Martina Lyons at IRENA picks out the highlights of their new report “Reaching Zero with Renewables: Capturing Carbon”. Carbon capture is going to be expensive, so should be focussed on hard-to-abate industrial sectors, as well as bioenergy plants. Lyons breaks down the target carbon capture volumes, costs and the investments required, as well as looking at the consequences of different strategies and carbon prices. Scaling up this technology, over the past two decades, has moved much slower than many analysts predicted. So all cost predictions for the wide variety of solutions – CCS, CCU, CDR, BECCS, etc. – are uncertain and vary by application. But a new wave of interest is seeing policymakers adding it to their plans. The EU’s Fit for 55 documentation makes recommendations for support. And at COP26 the EU, the UNFCCC, the U.S., Canada and Saudi Arabia have all included it in their presentations and events.
CCS, CCU and CDR in 1.5°C Scenario focuses on the hard-to-abate sectors
To reach 45% CO2 emissions reduction from 2010 levels by 2030 and net-zero by 2050, IRENA’s 1.5°C Scenario foresees that the 90% of the solutions to bring us to net-zero by 2050 involve renewable energy through direct supply, electrification, energy efficiency, green hydrogen, and bioenergy combined with carbon capture and storage. And only in residual use of fossil fuels and some industrial processes, such as cement, chemicals and iron and steel, decarbonisation efforts may require CCS and CO2 removal technologies and measures.
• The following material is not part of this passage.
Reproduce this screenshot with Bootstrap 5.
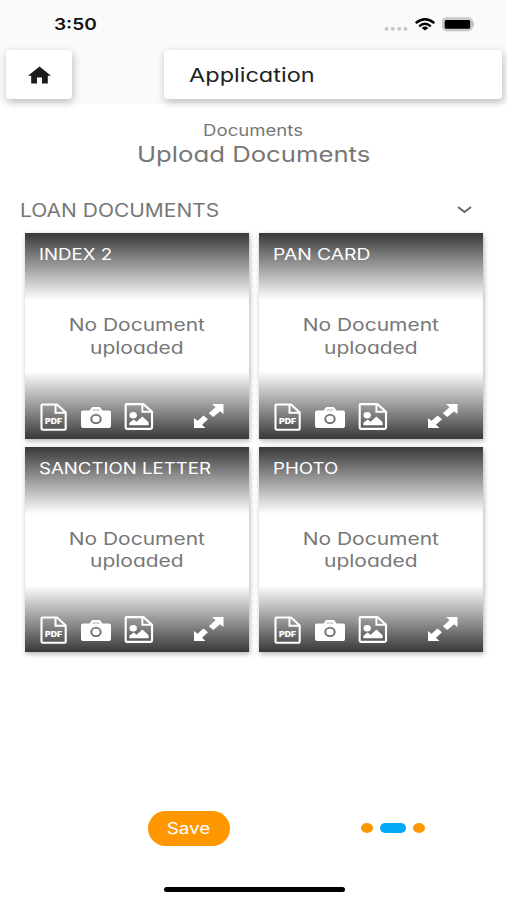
<!DOCTYPE html>
<html lang="en">
<head>
<meta charset="utf-8">
<meta name="viewport" content="width=device-width, initial-scale=1">
<title>Upload Documents</title>
<link rel="stylesheet" href="https://cdn.jsdelivr.net/npm/bootstrap@5.3.0/dist/css/bootstrap.min.css">
<style>
body{font-family:Inter,"Liberation Sans",sans-serif;font-feature-settings:"cv11";color:#777;background:#fff;height:900px;overflow:hidden}
svg{display:block;flex:none}
/* wide lettering: --w stretches each label horizontally */
.wide{display:inline-block;white-space:nowrap;transform:scaleX(var(--w,1.18));transform-origin:0 50%}
.mid{transform-origin:50% 50%}
.top-area{height:104px;background:#fafafa}
.status{height:50px;padding:0 33px 0 53.5px}
.clock{font-size:16px;font-weight:600;color:#111;line-height:49px;--w:1.19}
.tile{height:49px;border-radius:4px;background:#fff;box-shadow:1px 3px 9px rgba(0,0,0,.25)}
.home{width:66px}
.app-title{width:338px;padding-left:25px;font-size:19.3px;line-height:51px;color:#222;font-weight:400;--w:1.22}
.bar-pad{padding:0 5px 0 6px}
.sub{font-size:16px;line-height:20px;padding-top:16px;--w:1.16}
.head{font-size:21.5px;line-height:28px;--w:1.195}
.section-row{height:46px;padding:0 34px 0 20px;margin-top:19px}
.section-name{font-size:18px;line-height:46px;--w:1.165;padding-top:1px}
.docs{display:grid;grid-template-columns:224px 224px;gap:8px 10px;margin-left:25px}
.doc{height:205.5px;background:linear-gradient(#383838,#fff 67px,#fff 138px,#383838);box-shadow:1px 2px 5px rgba(0,0,0,.3)}
.doc-name{height:68px;padding:11px 0 0 13.5px;font-size:15.8px;line-height:22px;color:#fff}
.doc-msg{height:90px;padding-top:13px;font-size:17.2px;line-height:22.5px;--w:1.22}
.tools{padding:11.500px 0 0 15px}
.gap-cam{margin-left:14px}
.gap-pic{margin-left:13px}
.gap-grow{margin-left:40px}
.pdf-label{font-size:7.2px;font-weight:900}
.foot{height:36px;margin-top:158px;padding-left:148px}
.save{width:82px;height:35px;border-radius:18px;background:#ff9800;color:#fff;font-size:16px;line-height:35px;padding:0;border:0}
.dots{margin-left:131px;gap:7px}
.dot{width:12px;height:10px;border-radius:50%;background:#ff9800}
.dot-on{width:26px;border-radius:5px;background:#03a9f4}
.home-line{width:181px;height:5px;border-radius:3px;background:#000;margin:41px 0 0 164px}
.w-pan{--w:1.22}
</style>
</head>
<body>
<svg width="0" height="0" class="position-absolute" aria-hidden="true">
<symbol id="pdf" viewBox="0 0 27 28"><path d="M2.200 1.500H17L25.700 9.500V25.500Q25.700 26.800 24.500 26.800H3Q1.500 26.800 1.500 25.500V2.500Q1.500 1.500 2.500 1.500Z" fill="none" stroke="#fff" stroke-width="2.100"/><path d="M15.500 2V9.800H25" fill="none" stroke="#fff" stroke-width="2"/></symbol>
<symbol id="cam" viewBox="0 0 30 22"><path fill="#fff" fill-rule="evenodd" d="M2 4H8.500L10.500 1.200Q11 .5 12 .5H18Q19 .5 19.500 1.200L21.500 4H28Q30 4 30 6V19.500Q30 21.500 28 21.500H2Q0 21.500 0 19.500V6Q0 4 2 4ZM15 7.200A5.700 5.200 0 1 0 15 17.600A5.700 5.200 0 1 0 15 7.200ZM15 9.200A3.700 3.300 0 1 1 15 15.800A3.700 3.300 0 1 1 15 9.200Z"/><path d="M11.500 3.500H18.500" stroke="#aaa" stroke-width=".9"/></symbol>
<symbol id="pic" viewBox="0 0 30 28"><path d="M2 1.200H19.500L28.500 9V25.500Q28.500 26.800 27 26.800H2.500Q1.200 26.800 1.200 25.500V2Q1.200 1.200 2 1.200Z" fill="none" stroke="#fff" stroke-width="2.200"/><path d="M18.500 1.500V9H28" fill="none" stroke="#fff" stroke-width="2"/><ellipse cx="9" cy="12.700" rx="3.800" ry="3.300" fill="#fff"/><path d="M5 23.200V20.500L9.500 17.200L12.500 19.500L18.500 14L25 20V23.200Z" fill="#fff"/></symbol>
<symbol id="grow" viewBox="0 0 30 24"><path fill="#fff" d="M18 0H29.500V10L26 7.300L19.300 13L14.800 9.200L21.500 3.300Z"/><path fill="#fff" d="M11.500 24H0V14L3.600 16.700L9.500 11.500L14 15.300L8 20.700Z"/></symbol>
</svg>

<header class="top-area">
  <div class="status d-flex justify-content-between">
    <span class="wide clock">3:50</span>
    <svg width="91" height="50" viewBox="383 0 91 50"><g fill="#c4c4c4"><circle cx="386.500" cy="28.800" r="1.900"/><circle cx="392.800" cy="28.800" r="1.900"/><circle cx="399.200" cy="28.800" r="1.900"/><circle cx="405.500" cy="28.800" r="1.900"/></g><g fill="none" stroke="#000" stroke-width="2.400"><path d="M415.700 23.200Q425 15.500 434.300 23.200"/><path d="M419.200 26.300Q425 21.300 430.800 26.300"/></g><path d="M421.700 28Q425 25.200 428.300 28L425 30.600Z"/><rect x="442.700" y="17.900" width="29.600" height="12.600" rx="4" fill="#ccc" stroke="#c4c4c4" stroke-width="1.300"/><rect x="444.700" y="20" width="25.500" height="8.700" rx="1.500" fill="#000"/><path d="M473 22.500Q475.500 24 473 26Z" fill="#aaa"/></svg>
  </div>
  <div class="bar-pad d-flex justify-content-between">
    <div class="tile home d-flex align-items-center justify-content-center"><svg width="23" height="18" viewBox="0 0 23 18"><path fill="#1c1c1c" d="M11.500.5L23 9.700H19.800V17.500H14V11.500H9V17.500H3.200V9.700H0Z"/></svg></div>
    <div class="tile app-title"><span class="wide">Application</span></div>
  </div>
</header>

<main>
  <div class="text-center">
    <div class="sub"><span class="wide mid">Documents</span></div>
    <div class="head"><span class="wide mid">Upload Documents</span></div>
  </div>
  <div class="section-row d-flex justify-content-between align-items-center">
    <span class="wide section-name">LOAN DOCUMENTS</span>
    <svg width="17" height="10" viewBox="0 0 17 10"><path d="M2 2L8.500 7L15 2" fill="none" stroke="#666" stroke-width="1.900"/></svg>
  </div>
  <div class="docs">
    <section class="doc"><div class="doc-name"><span class="wide">INDEX 2</span></div><div class="doc-msg text-center"><span class="wide mid">No Document<br>uploaded</span></div>
      <div class="tools d-flex"><svg width="27" height="28"><use href="#pdf"/><text class="pdf-label" x="5" y="20.500" textLength="17" lengthAdjust="spacingAndGlyphs" fill="#fff">PDF</text></svg><svg class="gap-cam" width="30" height="29"><use href="#cam"/></svg><svg class="gap-pic" width="30" height="27"><use href="#pic"/></svg><svg class="gap-grow" width="30" height="26"><use href="#grow"/></svg></div></section>
    <section class="doc"><div class="doc-name"><span class="wide w-pan">PAN CARD</span></div><div class="doc-msg text-center"><span class="wide mid">No Document<br>uploaded</span></div>
      <div class="tools d-flex"><svg width="27" height="28"><use href="#pdf"/><text class="pdf-label" x="5" y="20.500" textLength="17" lengthAdjust="spacingAndGlyphs" fill="#fff">PDF</text></svg><svg class="gap-cam" width="30" height="29"><use href="#cam"/></svg><svg class="gap-pic" width="30" height="27"><use href="#pic"/></svg><svg class="gap-grow" width="30" height="26"><use href="#grow"/></svg></div></section>
    <section class="doc"><div class="doc-name"><span class="wide">SANCTION LETTER</span></div><div class="doc-msg text-center"><span class="wide mid">No Document<br>uploaded</span></div>
      <div class="tools d-flex"><svg width="27" height="28"><use href="#pdf"/><text class="pdf-label" x="5" y="20.500" textLength="17" lengthAdjust="spacingAndGlyphs" fill="#fff">PDF</text></svg><svg class="gap-cam" width="30" height="29"><use href="#cam"/></svg><svg class="gap-pic" width="30" height="27"><use href="#pic"/></svg><svg class="gap-grow" width="30" height="26"><use href="#grow"/></svg></div></section>
    <section class="doc"><div class="doc-name"><span class="wide">PHOTO</span></div><div class="doc-msg text-center"><span class="wide mid">No Document<br>uploaded</span></div>
      <div class="tools d-flex"><svg width="27" height="28"><use href="#pdf"/><text class="pdf-label" x="5" y="20.500" textLength="17" lengthAdjust="spacingAndGlyphs" fill="#fff">PDF</text></svg><svg class="gap-cam" width="30" height="29"><use href="#cam"/></svg><svg class="gap-pic" width="30" height="27"><use href="#pic"/></svg><svg class="gap-grow" width="30" height="26"><use href="#grow"/></svg></div></section>
  </div>
</main>
<footer>
  <div class="foot d-flex align-items-center">
    <button class="btn save" type="button"><span class="wide mid">Save</span></button>
    <div class="dots d-flex"><span class="dot"></span><span class="dot dot-on"></span><span class="dot"></span></div>
  </div>
  <div class="home-line"></div>
</footer>
<script src="https://cdn.jsdelivr.net/npm/bootstrap@5.3.0/dist/js/bootstrap.bundle.min.js"></script>
</body>
</html>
The status and potential of CCS, CCU and CDR technologies and their roles alongside renewables in the deep decarbonisation of energy systems is being explored in a new IRENA report Reaching Zero with Renewables: Capturing Carbon.
Under this Scenario, CCS and CCU for fossil fuel and process emissions in the industry need to be scaled to reach 3.4 Gtpa by 2050 and would require cumulative investments of around USD 0.9 trillion between 2021 and 2050. They are limited to the most essential applications, with 2.3 Gtpa in 2050 applied to the cement, chemical and iron and steel sectors, and 1.1 Gtpa in 2050 applied to the production of blue hydrogen from natural gas with CCS, which equals to 30% of the total hydrogen supply.
A larger role for BECCS/BECCU: global potential, costs
Net-zero pathways rely on BECCS (bioenergy with carbon capture and storage) and partially BECCU (bioenergy with carbon capture and utilisation) but these are currently unproven in most contexts. To use them extensively requires both a scaling up of CCS deployment and strategies to ensure sufficient suitable and sustainable biomass feedstock supplies. BECCS and BECCU can, in principle, be utilised in a range of processes but the optimum application of BECCS requires a more detailed investigation of costs, logistics, and sustainable biomass supply chains, and will be highly country and context specific.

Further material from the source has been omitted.